Don't include pictures. Quote the lines below from the first through the line that contains "number; h: number;".

★ ★ ★ ★

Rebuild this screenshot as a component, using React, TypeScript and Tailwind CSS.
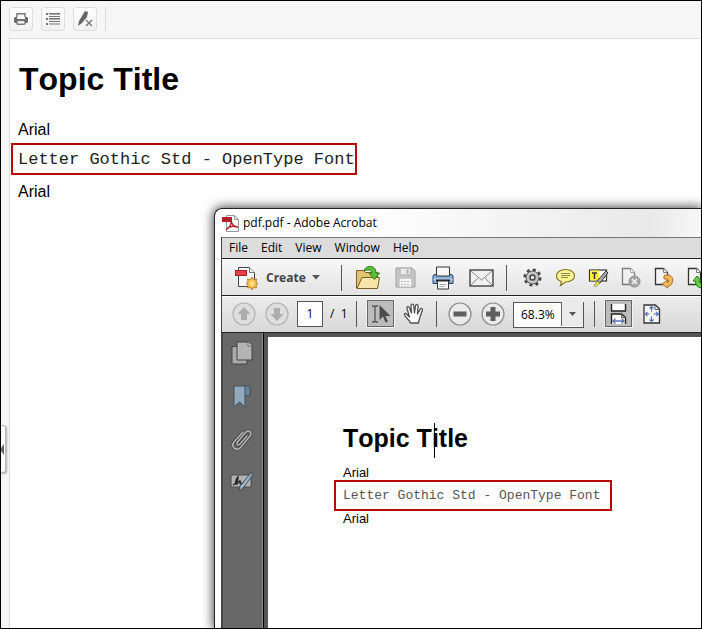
import type { ReactNode } from 'react';

type IconProps = { w: number; h: number; children: ReactNode };

function Icon({ w, h, children }: IconProps) {
  return (
    <svg width={w} height={h} viewBox={`0 0 ${w} ${h}`} fill="none" aria-hidden="true" className="block shrink-0">
      {children}
    </svg>
  );
}

function IconButton({ label, className = '', children }: { label: string; className?: string; children: ReactNode }) {
  return (
    <button type="button" aria-label={label} className={`flex shrink-0 items-center justify-center ${className}`}>
      {children}
    </button>
  );
}

function Separator({ className }: { className: string }) {
  return <span className={`h-[26px] w-px shrink-0 bg-[#555] ${className}`} />;
}

function TopicToolbar() {
  const box = 'h-6 w-6 rounded-[3px] border border-[#dedede] bg-linear-to-b from-white to-[#f1f1f1]';
  return (
    <div className="flex h-[35px] items-center gap-2 pl-2">
      <IconButton label="Print" className={box}>
        <Icon w={14} h={14}>
          <path d="M3 5V1.700h8V5" stroke="#777" strokeWidth="1.400" />
          <path d="M1 5h2v2h8V5h2l1 1v4l-1 1H1l-1-1V6z" fill="#6a6a6a" />
          <rect x="3" y="8.500" width="8" height="3.800" rx="1" fill="#fff" stroke="#777" strokeWidth="1.400" />
        </Icon>
      </IconButton>
      <IconButton label="Contents" className={box}>
        <Icon w={14} h={12}>
          <path d="M0 1h2M0 6h2M0 11h2" stroke="#777" strokeWidth="2" />
          <path d="M3 .5h11M3 3.500h11M3 5.500h11M3 8.500h11M3 11h11" stroke="#777" strokeWidth="1.200" />
          <path d="M3 1.500h11M3 6.500h11" stroke="#aaa" />
        </Icon>
      </IconButton>
      <IconButton label="Remove highlight" className={box}>
        <Icon w={16} h={17}>
          <path d="M8 1l3 1-1 5-5 6-4 3 1-5z" fill="#666" />
          <path d="M9 10l6 6M15 10l-6 6" stroke="#777" strokeWidth="1.400" />
        </Icon>
      </IconButton>
      <span className="h-6 w-px bg-[#dcdcdc]" />
    </div>
  );
}

function PageIcon({ children }: { children: ReactNode }) {
  return (
    <Icon w={20} h={22}>
      <path d="M1.500 1.500h8l4 4v12h-12z" fill="#f4f4f4" stroke="#333" strokeWidth="1.300" />
      <path d="M9.500 1.500v4h4" fill="#fff" stroke="#777" />
      {children}
    </Icon>
  );
}

function MainToolbar() {
  return (
    <div className="flex h-9 items-center overflow-hidden border-t border-white bg-linear-to-b from-[#f7f7f7] to-[#e3e3e3] pl-[13px]">
      <button type="button" className="flex shrink-0 items-center text-xs leading-4 font-bold text-[#444]">
        <Icon w={23} h={24}>
          <path d="M3.500 1.500h11l5 5v14h-16z" fill="#f7f7f7" stroke="#444" />
          <path d="M14.500 1.500v5h5" fill="#fff" stroke="#777" />
          <rect x="0.500" y="4.500" width="11" height="5" fill="#e3424b" stroke="#a71e28" />
          <path d="M17 11l1.500 2.500 3-.5-.5 3 2 1.500-2 1.500.5 3-3-.5L17 24l-1.500-2.500-3 .5.5-3-2-1.500 2-1.500-.5-3 3 .5z" fill="#f5c04b" stroke="#a8711c" strokeWidth=".8" />
          <circle cx="17" cy="17.500" r="2.500" fill="#fddc8a" />
        </Icon>
        <span className="ml-2 w-[40px] text-left">Create</span>
        <span className="ml-[6px]">
          <Icon w={8} h={5}><path d="M0 0h8L4 4.500z" fill="#555" /></Icon>
        </span>
      </button>
      <Separator className="ml-[21px]" />
      <IconButton label="Open" className="ml-[13px]">
        <Icon w={26} h={26}>
          <path d="M1.500 23V5.500h7l2 2h12V23z" fill="#e2c475" stroke="#7b5f25" />
          <path d="M2 23.500l5-11h17.500l-2 11z" fill="#f7e4a9" stroke="#7b5f25" />
          <path d="M9 6c1-6 12-7 12 2h3.500l-5 6.500L14 8h3c0-3-4-4-8-2z" fill="#5cc13a" stroke="#2d7a18" />
        </Icon>
      </IconButton>
      <IconButton label="Save" className="ml-[14px]">
        <Icon w={21} h={21}>
          <path d="M1 1h16l3 3v16H1z" fill="#c9c9c9" stroke="#a0a0a0" />
          <path d="M5 1h11v7H5z" fill="#e9e9e9" stroke="#aaa" />
          <path d="M11.500 2.500h2v4h-2z" fill="#aaa" />
          <path d="M4 11h13v9H4z" fill="#f3f3f3" stroke="#b5b5b5" />
          <path d="M6 14.500h9M6 17.500h9" stroke="#bbb" strokeDasharray="2 1" />
        </Icon>
      </IconButton>
      <IconButton label="Print" className="ml-4">
        <Icon w={22} h={24}>
          <path d="M1 10.500q0-2 2-2h16q2 0 2 2v7H1z" fill="#83addb" stroke="#29415c" />
          <path d="M4.500 1h13v9h-13z" fill="#f8f8f8" stroke="#333" />
          <path d="M1.500 12.500h19v2h-19z" fill="#b9d3ec" />
          <path d="M4 14.500h14" stroke="#222" strokeWidth="2" />
          <path d="M5.500 15h11v8h-11z" fill="#fff" stroke="#333" />
          <path d="M7.500 18.500h7M7.500 20.500h5" stroke="#aaa" />
        </Icon>
      </IconButton>
      <IconButton label="Email" className="ml-[15px]">
        <Icon w={25} h={18}>
          <rect x="1" y="1" width="23" height="16" fill="#f0f0f0" stroke="#444" strokeWidth="1.400" />
          <path d="M2 2l10.500 9L23 2M2 16l7.500-7.500M23 16l-7.500-7.500" stroke="#888" />
        </Icon>
      </IconButton>
      <Separator className="ml-3" />
      <IconButton label="Settings" className="ml-4">
        <Icon w={19} h={19}>
          <circle cx="9.500" cy="9.500" r="7.800" stroke="#444" strokeWidth="2.600" strokeDasharray="3.060 3.060" />
          <circle cx="9.500" cy="9.500" r="6.500" fill="#c4c4c4" stroke="#555" />
          <circle cx="9.500" cy="9.500" r="2.500" fill="#eee" stroke="#444" strokeWidth="1.400" />
        </Icon>
      </IconButton>
      <IconButton label="Comment" className="ml-[13px]">
        <Icon w={21} h={19}>
          <path d="M10.500 1.500c5 0 9 2.500 9 6.300S15.500 14 10.500 14L5.500 17.500l1-4C3 12.500 1.500 10.500 1.500 7.800c0-3.800 4-6.300 9-6.300z" fill="#fcf695" stroke="#87762a" strokeWidth="1.200" />
          <path d="M6 5.500h9M6 7.500h9M6 9.500h7" stroke="#8f884b" />
        </Icon>
      </IconButton>
      <IconButton label="Highlight text" className="ml-3">
        <Icon w={21} h={20}>
          <rect x="1.500" y="2" width="17" height="11" fill="#fff" stroke="#333" strokeWidth="1.200" />
          <rect x="2" y="2.500" width="9" height="10" fill="#fdf03a" />
          <path d="M4 5h5M6.500 5v6" stroke="#333" strokeWidth="1.500" />
          <path d="M18 3l2 2-8 10-3-2z" fill="#aaa" stroke="#333" />
          <path d="M9 13l3 2-4 3.500-2-.5z" fill="#f5e337" stroke="#777" strokeWidth=".7" />
        </Icon>
      </IconButton>
      <IconButton label="Delete page" className="ml-3 opacity-60">
        <PageIcon>
          <circle cx="13.500" cy="14.500" r="5.500" fill="#777" stroke="#555" />
          <path d="M11 12l5 5M16 12l-5 5" stroke="#fff" strokeWidth="1.500" />
        </PageIcon>
      </IconButton>
      <IconButton label="Rotate page" className="ml-[13px]">
        <PageIcon>
          <path d="M10 8.500c6-2 10 2 8.500 6.500-1 3-3 4.500-5 4.500V21L8 17l5.500-4v2.500c2.500-.5 2-4-3.500-3.500z" fill="#f6b95a" stroke="#a5671c" strokeWidth=".9" />
        </PageIcon>
      </IconButton>
      <IconButton label="Extract page" className="ml-[13px]">
        <PageIcon>
          <path d="M6 14l4-5 4 5h-2.500c.5 2 4 3 8 1v5c-7 2-11 0-11-6z" fill="#70cc48" stroke="#2d7a18" />
        </PageIcon>
      </IconButton>
    </div>
  );
}

function RoundIcon({ d, muted = false }: { d: string; muted?: boolean }) {
  return (
    <Icon w={24} h={24}>
      <circle cx="12" cy="12" r="11" fill={muted ? '#dedede' : '#eaeaea'} stroke={muted ? '#b4b4b4' : '#8c8c8c'} strokeWidth="1.200" />
      <path d={d} fill={muted ? '#adadad' : '#5f5f5f'} />
    </Icon>
  );
}

function NavigationToolbar() {
  const pressed = 'h-[27px] w-[27px] border border-[#666] bg-[#bcbcbc] outline-1 outline-[#f3f3f3]';
  return (
    <div className="flex h-9 items-center overflow-hidden border-t border-white bg-linear-to-b from-[#ececec] to-[#d8d8d8] pb-0.5 pl-[10px]">
      <IconButton label="Previous page">
        <RoundIcon muted d="M12 5l6.500 7H15v6H9v-6H5.500z" />
      </IconButton>
      <IconButton label="Next page" className="ml-[9px]">
        <RoundIcon muted d="M12 19l6.500-7H15V6H9v6H5.500z" />
      </IconButton>
      <input
        aria-label="Page number"
        defaultValue="1"
        className="ml-2 h-[26px] w-[26px] shrink-0 border border-[#555] bg-white text-center text-xs text-black"
      />
      <span className="ml-[7px] w-[18px] shrink-0 text-xs whitespace-pre text-black">/  1</span>
      <Separator className="ml-2" />
      <IconButton label="Select tool" className={`ml-[10px] ${pressed}`}>
        <Icon w={20} h={20}>
          <path d="M1 2h2l1 1 1-1h2M1 18h2l1-1 1 1h2M4 3v14" stroke="#555" strokeWidth="1.300" />
          <path d="M8.500 1v15l3.500-3.500 2.500 6 2.500-1-2.500-5.500h5z" fill="#4c4c4c" />
        </Icon>
      </IconButton>
      <IconButton label="Hand tool" className="ml-[9px]">
        <Icon w={22} h={22}>
          <path d="M7.500 20c-1-3-4.500-5-6-8-.5-2 1.500-2 2.500-.5L6.500 14 4 5.500C3.500 3 6 3 6.500 5L8.500 10 8 3c0-2.500 2.500-2.500 2.800 0l.7 7L12.500 3c.3-2.500 2.800-2 2.500.5L14.500 11 17 6.500c1-2 3-1 2.300 1L17 14c-.5 3-1.500 4-1.500 6z" fill="#fff" stroke="#505050" strokeWidth="1.300" strokeLinejoin="round" />
        </Icon>
      </IconButton>
      <Separator className="ml-[11px]" />
      <IconButton label="Zoom out" className="ml-[11px]">
        <RoundIcon d="M5.500 9.500h13v5h-13z" />
      </IconButton>
      <IconButton label="Zoom in" className="ml-[9px]">
        <RoundIcon d="M9.500 5h5v4.500H19v5h-4.500V19h-5v-4.500H5v-5h4.500z" />
      </IconButton>
      <div className="relative ml-2 h-[26px] w-[71px] shrink-0">
        <select
          aria-label="Zoom level"
          defaultValue="68.3%"
          className="h-full w-full appearance-none border border-[#555] bg-white pl-[7px] text-xs text-black"
        >
          <option>68.3%</option>
        </select>
        <span className="pointer-events-none absolute inset-y-px right-px flex w-[22px] items-center justify-center border-l border-[#666] bg-[#ebebeb]">
          <Icon w={7} h={4}><path d="M0 0h7L3.500 4z" fill="#555" /></Icon>
        </span>
      </div>
      <Separator className="ml-[10px]" />
      <IconButton label="Fit width" className={`ml-[10px] ${pressed}`}>
        <Icon w={17} h={20}>
          <path d="M1.500 0v7h14V0" fill="#fff" stroke="#222" strokeWidth="1.400" />
          <path d="M1.500 20V10h10l4 3.500V20" fill="#fff" stroke="#222" strokeWidth="1.400" />
          <path d="M11.500 10v3.500h4" stroke="#666" />
          <path d="M3 17h11M5.500 14.500L3 17l2.500 2.500M11.500 14.500L14 17l-2.500 2.500" stroke="#5b72b8" strokeWidth="1.300" />
        </Icon>
      </IconButton>
      <IconButton label="Fit page" className="ml-[11px]">
        <Icon w={18} h={20}>
          <path d="M1 1h11.500l4 4v14H1z" fill="#f5f7fb" stroke="#333" strokeWidth="1.300" />
          <path d="M12 1v4.500h4.500" stroke="#666" />
          <path d="M8.500 2.500v5M8.500 12.500v5M2.500 10h4M10.500 10h5M6.500 4.500l2-2 2 2M6.500 15.500l2 2 2-2M4.500 8l-2 2 2 2M13 8l2.500 2-2.500 2" stroke="#5b72b8" strokeWidth="1.200" />
        </Icon>
      </IconButton>
    </div>
  );
}

function NavigationPane() {
  return (
    <nav className="flex w-[41px] shrink-0 flex-col items-center border-r border-l border-r-[#8c8c8c] border-l-[#484848] bg-[#686868] pt-2 pr-0.5">
      <IconButton label="Page thumbnails">
        <Icon w={22} h={24}>
          <path d="M1 5.500h15V23H1z" fill="#a9a9a9" stroke="#444" />
          <path d="M6 1h11l4 4v14H6z" fill="#b4b4b4" stroke="#444" />
          <path d="M17 1v4h4" fill="#ddd" stroke="#666" />
        </Icon>
      </IconButton>
      <IconButton label="Bookmarks" className="mt-5">
        <Icon w={18} h={23}>
          <path d="M11 1h6v10h-6z" fill="#668599" stroke="#41515d" />
          <path d="M1 1h11v21l-5.500-5L1 22z" fill="#93aabc" stroke="#41515d" />
        </Icon>
      </IconButton>
      <IconButton label="Attachments" className="mt-5">
        <Icon w={22} h={24}>
          <path d="M16 8l-7 8c-2 2-4 0-2.500-2L14 5c3-4 8-1 5 3L10 19c-4 5-11 0-7-5l9-10" stroke="#3d3d3d" strokeWidth="3" strokeLinecap="round" />
          <path d="M16 8l-7 8c-2 2-4 0-2.500-2L14 5c3-4 8-1 5 3L10 19c-4 5-11 0-7-5l9-10" stroke="#b5b5b5" strokeWidth="1.600" strokeLinecap="round" />
        </Icon>
      </IconButton>
      <IconButton label="Signatures" className="mt-5">
        <Icon w={24} h={20}>
          <path d="M1 3h20v12H1z" fill="#b2b2b2" stroke="#4c4c4c" />
          <path d="M3 13c3-1 5-5 5-8-2 2-3 6-2 7s2-3 4-3c1 0-1 3 1 3l3-2" stroke="#222" strokeWidth="1.400" />
          <path d="M21 1l2 1-9 13-5 4 1-5z" fill="#9cb4c6" stroke="#44535f" />
        </Icon>
      </IconButton>
    </nav>
  );
}

function AcrobatWindow() {
  return (
    <section
      aria-label="pdf.pdf - Adobe Acrobat"
      className="absolute top-[207px] right-0 bottom-0 left-[213px] flex flex-col rounded-tl-lg border-t border-l border-[#222] bg-linear-to-r from-white from-30% via-[#e9e9e9] via-90% to-[#f8f8f8] font-['Open_Sans','Noto_Sans',sans-serif] shadow-[0_0_11px_1px_rgba(0,0,0,0.75)]"
    >
      <header className="flex h-[28px] shrink-0 items-center gap-1 pl-[7px]">
        <Icon w={17} h={17}>
          <path d="M4.500.5h8l4 4v12h-12z" fill="#fafafa" stroke="#999" />
          <path d="M12.500.500v4h4" stroke="#999" />
          <path d="M0 2h10v5H0z" fill="#b3202b" />
          <path d="M9 4c1 4-1 8-5 11M9 5c0 4 3 7 7 7M5.500 13c3-2 6-2.500 10-1" stroke="#b3202b" strokeWidth="1.400" />
        </Icon>
        <h2 className="text-xs text-black">pdf.pdf - Adobe Acrobat</h2>
      </header>
      <div className="ml-[6px] flex min-h-0 grow flex-col border-l border-[#444]">
        <div className="flex h-[21px] shrink-0 items-center gap-[13px] border-t border-[#777] bg-[#dcdcdc] pl-[7px] text-xs text-black">
          <button type="button">File</button>
          <button type="button">Edit</button>
          <button type="button">View</button>
          <button type="button">Window</button>
          <button type="button">Help</button>
        </div>
        <div className="shrink-0 border-y border-[#222]">
          <MainToolbar />
        </div>
        <div className="shrink-0 border-b border-[#222]">
          <NavigationToolbar />
        </div>
        <div className="flex min-h-0 grow">
          <NavigationPane />
          <div className="min-w-0 grow border-l border-black bg-[#555] pt-1 pl-1">
            <article className="h-full bg-white pt-[85px] pl-[66px] font-['Liberation_Sans',Arial,sans-serif] text-black">
              <div className="ml-[9px]">
                <h1 className="relative w-fit text-[25px] leading-8 font-bold [font-kerning:none]">
                  Topic Title
                  <span className="absolute top-px left-[91px] h-[35px] w-px bg-black" />
                </h1>
                <p className="mt-[11px] text-[13px] leading-[15px]">Arial</p>
              </div>
              <p className="h-[31px] w-[278px] border-2 border-[#b80808] pl-[7px] font-['Liberation_Mono',monospace] text-[13px] leading-[27px] whitespace-nowrap text-[#555]">
                Letter Gothic Std - OpenType Font
              </p>
              <p className="ml-[9px] text-[13px] leading-[15px]">Arial</p>
            </article>
          </div>
        </div>
      </div>
    </section>
  );
}

export default function App() {
  return (
    <div className="relative flex h-screen flex-col overflow-hidden border border-black bg-[#f6f6f6] font-['Liberation_Sans',Arial,sans-serif] text-black">
      <TopicToolbar />
      <main className="mt-0.5 ml-2 grow border-t border-l border-[#dcdcdc] bg-white pt-5">
        <h1 className="ml-[9px] text-[32px] leading-10 font-bold [font-kerning:none]">Topic Title</h1>
        <p className="mt-[19px] ml-2 leading-6">Arial</p>
        <p className="mt-px ml-px h-8 w-[346px] border-2 border-[#b80808] pt-px pl-[5px] font-['Liberation_Mono',monospace] text-[17px] leading-7 whitespace-nowrap text-[#222]">
          Letter Gothic Std - OpenType Font
        </p>
        <p className="mt-[5px] ml-2 leading-6">Arial</p>
      </main>
      <button
        type="button"
        aria-label="Show navigation"
        className="absolute top-[424px] left-0 flex h-12 w-[5px] items-center rounded-r-[3px] border border-l-0 border-[#bbb] bg-[#fafafa] shadow-[1px_1px_2px_rgba(0,0,0,0.3)]"
      >
        <Icon w={3} h={11}><path d="M3 0v11L0 7V4z" fill="#666" /></Icon>
      </button>
      <AcrobatWindow />
    </div>
  );
}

★ ★ ★ ★

Correct output:
Rebuild this screenshot as a component, using React, TypeScript and Tailwind CSS.
import type { ReactNode } from 'react';

type IconProps = { w: number; h: number; children: ReactNode };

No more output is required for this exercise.